The dropping of the public option only underscores the fact that the terms of the health care overhaul are being dictated by the insurance industry, the big hospital chains and the pharmaceutical companies. Obama himself in earlier statements and press conferences declared that a public insurance option was essential to rein in the insurance companies and prevent them from gouging the public.

He now stands condemned by his own words of aiding and abetting a corporate scheme to boost the profits of the health care industry—and slash labor costs for the rest of big business--by forcing working people to purchase bare-bones private insurance at inflated prices.

On the question of health care, as in every other aspect of public policy, the major financial and corporate interests exercise veto power.

Speaking Monday on NBC’s “Today Show,” the former chairman of the Democratic National Committee, Howard Dean, criticized the dropping of the public option, saying, “What’s going on in the health insurance industry is very much like what was going on, in my view, on Wall Street over the last eight years. People just basically taking money out of your pockets and putting it in theirs. None of that money goes to health care.”

The cave-in on the public option—which, in any event, was conceived of as a dumping ground for people unable to afford private insurance—is a continuation of the administration’s groveling before corporate interests. The White House has been in continual discussions with the pharmaceutical lobby. Recently, it publicly reassured the drug companies that it would follow through on a secret pledge to block any legislation that would allow the government to negotiate drug prices or import cheaper drugs from Canada.

The Obama administration is pushing for the elimination of the existing “fee-for-service” system, in which health care providers are reimbursed for each patient visit or procedure. It advocates replacing this with a “global payments” system, in which doctors and hospitals would be compensated for services performed over a period of time, thus imposing dollar limits on health care for working people.

This means rationing health care for most Americans, who would be denied access to more expensive tests, drugs or procedures unless they were able to pay high additional fees over and above their insurance premiums.

In the name of cost-cutting “efficiencies,” Obama has also proposed slashing $600 billion from the Medicare and Medicaid programs.

During the presidential campaign, Obama opposed the so-called “individual mandate,” under which every individual is legally required to have health insurance.

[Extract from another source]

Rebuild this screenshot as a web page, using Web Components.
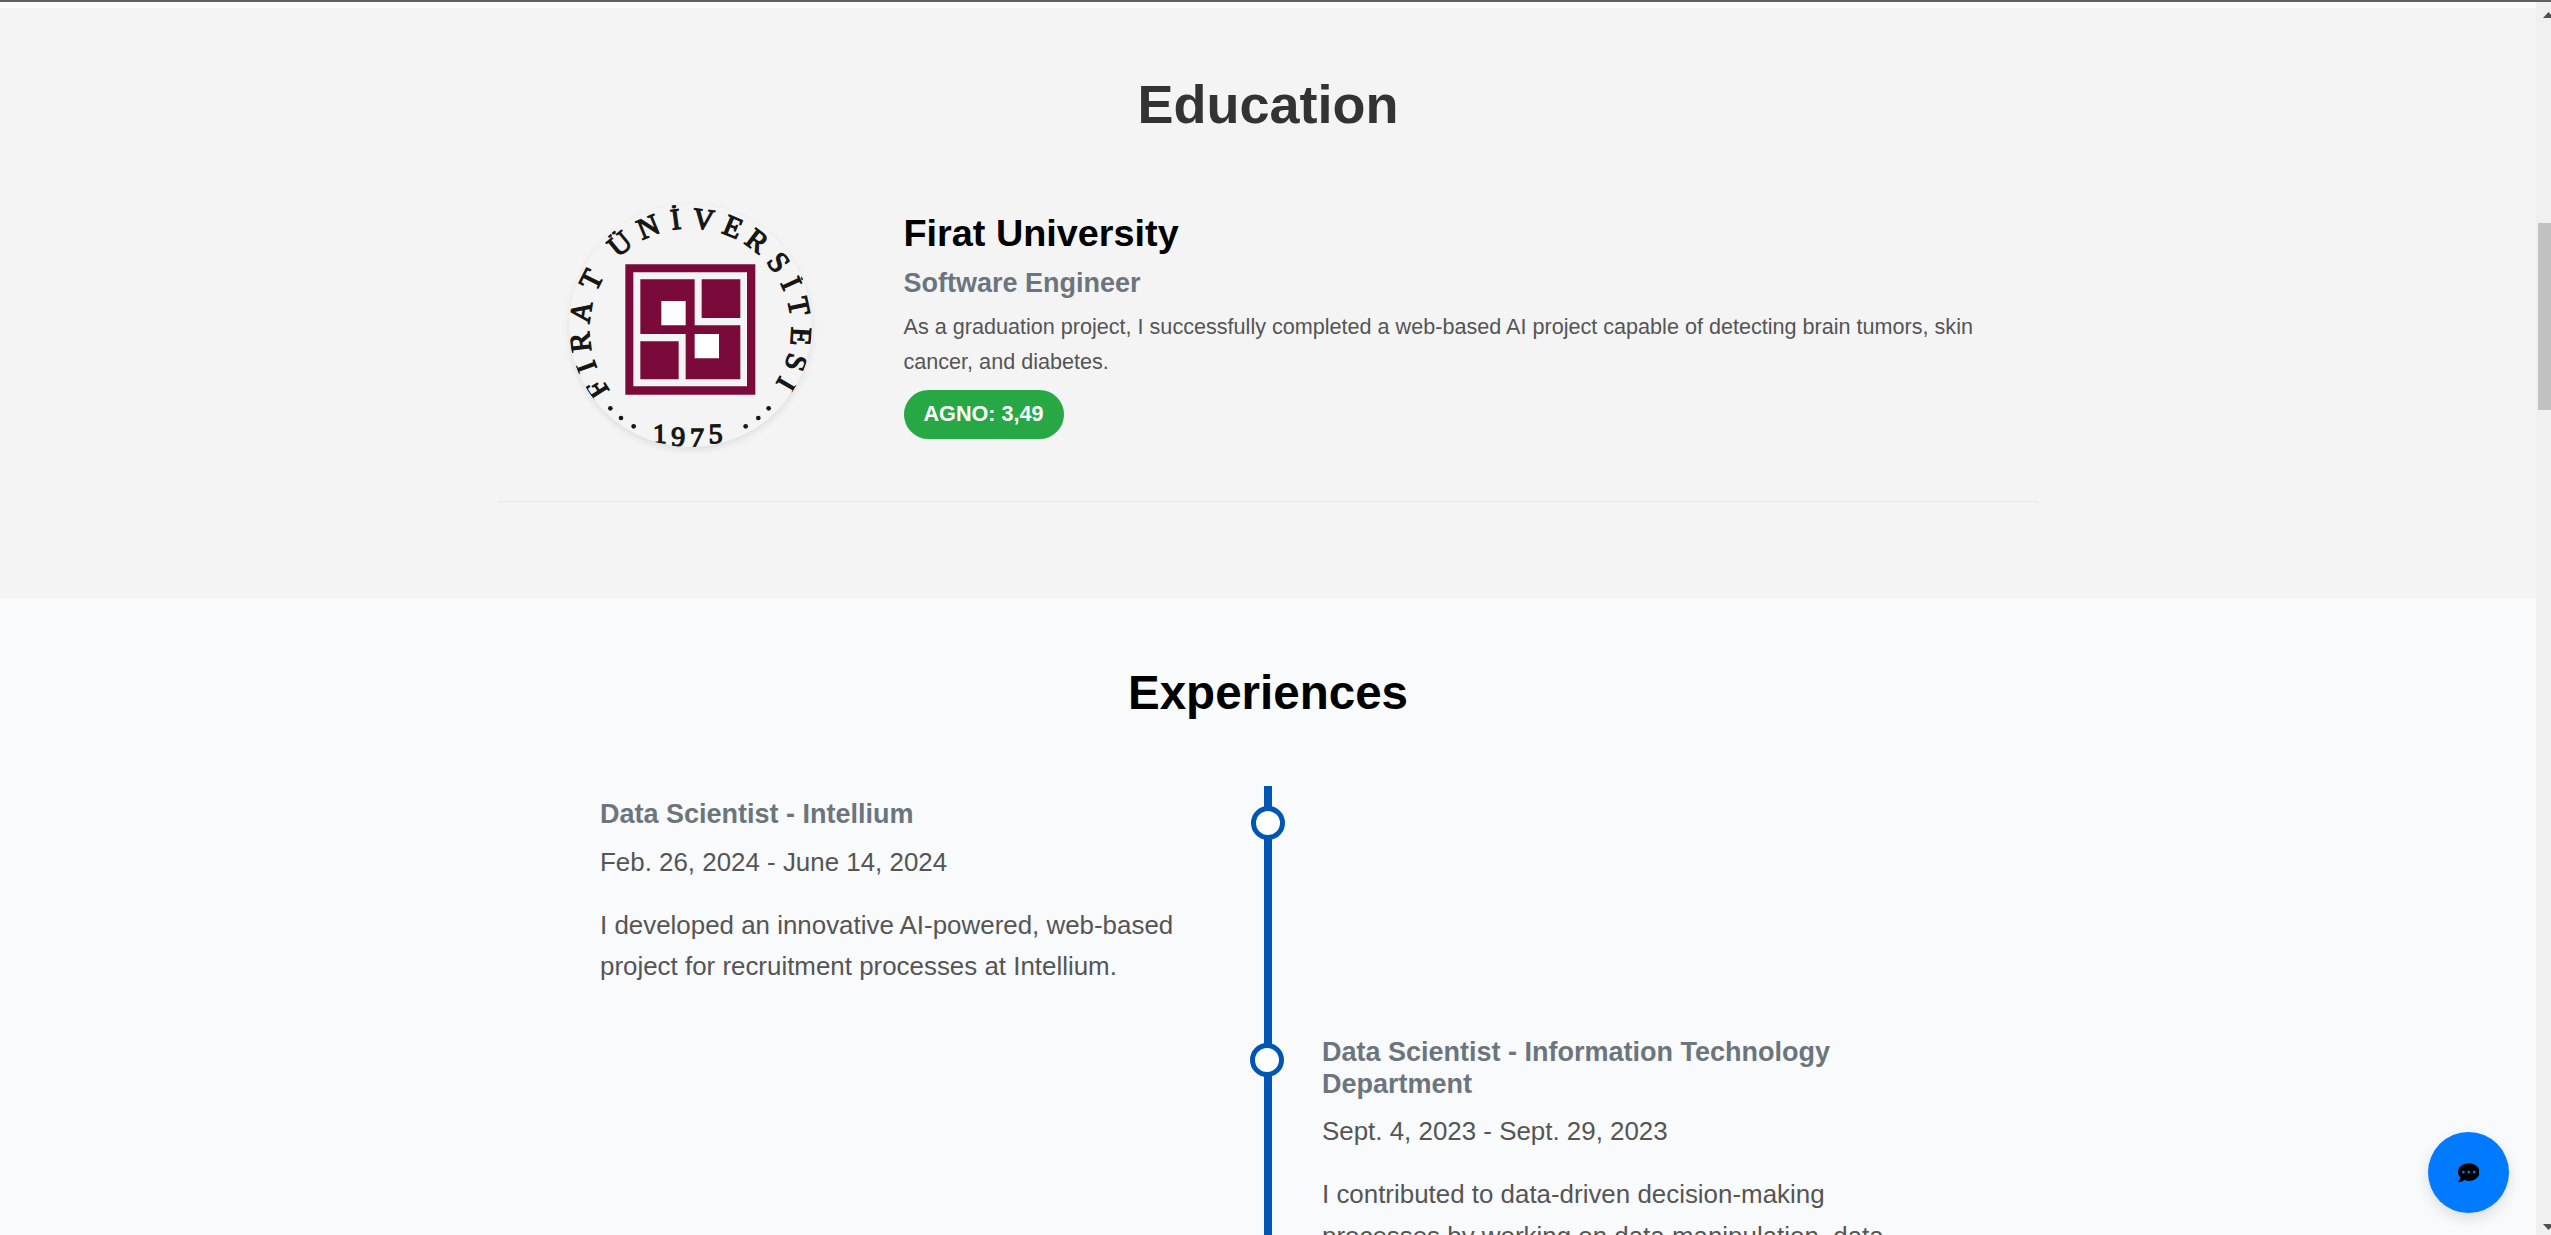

This reactionary approach puts the onus on the consumer, rather than the health care companies, imposing fines on people who are not insured under an employer-provided plan and fail to purchase private insurance.

Early on in his health care drive, President Obama changed his position and adopted the individual mandate approach in order to assure the insurance giants that they stood to reap large profits under his scheme.

The health insurance co-ops proposed by the Senate Finance Committee are in no way a public alternative. Membership in these groups, a number of which already exist in states across the county, is not free of charge and the co-ops often reject prospective members. Costs are similar to premiums paid to private insurers.

The scrapping of the public option is one more indication of the reactionary character of the entire health care overhaul. The provision of quality health care as a basic human right is incompatible with a system based on corporate profit and administered by a political establishment beholden to a financial oligarchy.

The manifest failure of the present health care system in the US—which leaves some 50 million people (one sixth of the population) without any form of insurance—is precisely due to the subordination of health care to private profit.

The fight for a health care system that corresponds to the needs of the population requires a political struggle against the capitalist profit system and the two parties of big business that defend it. Socialist medicine—based on the nationalization of the hospital chains, pharmaceutical companies and insurance giants and their transformation into utilities democratically controlled by the working class—is the only basis for providing high quality health care for all.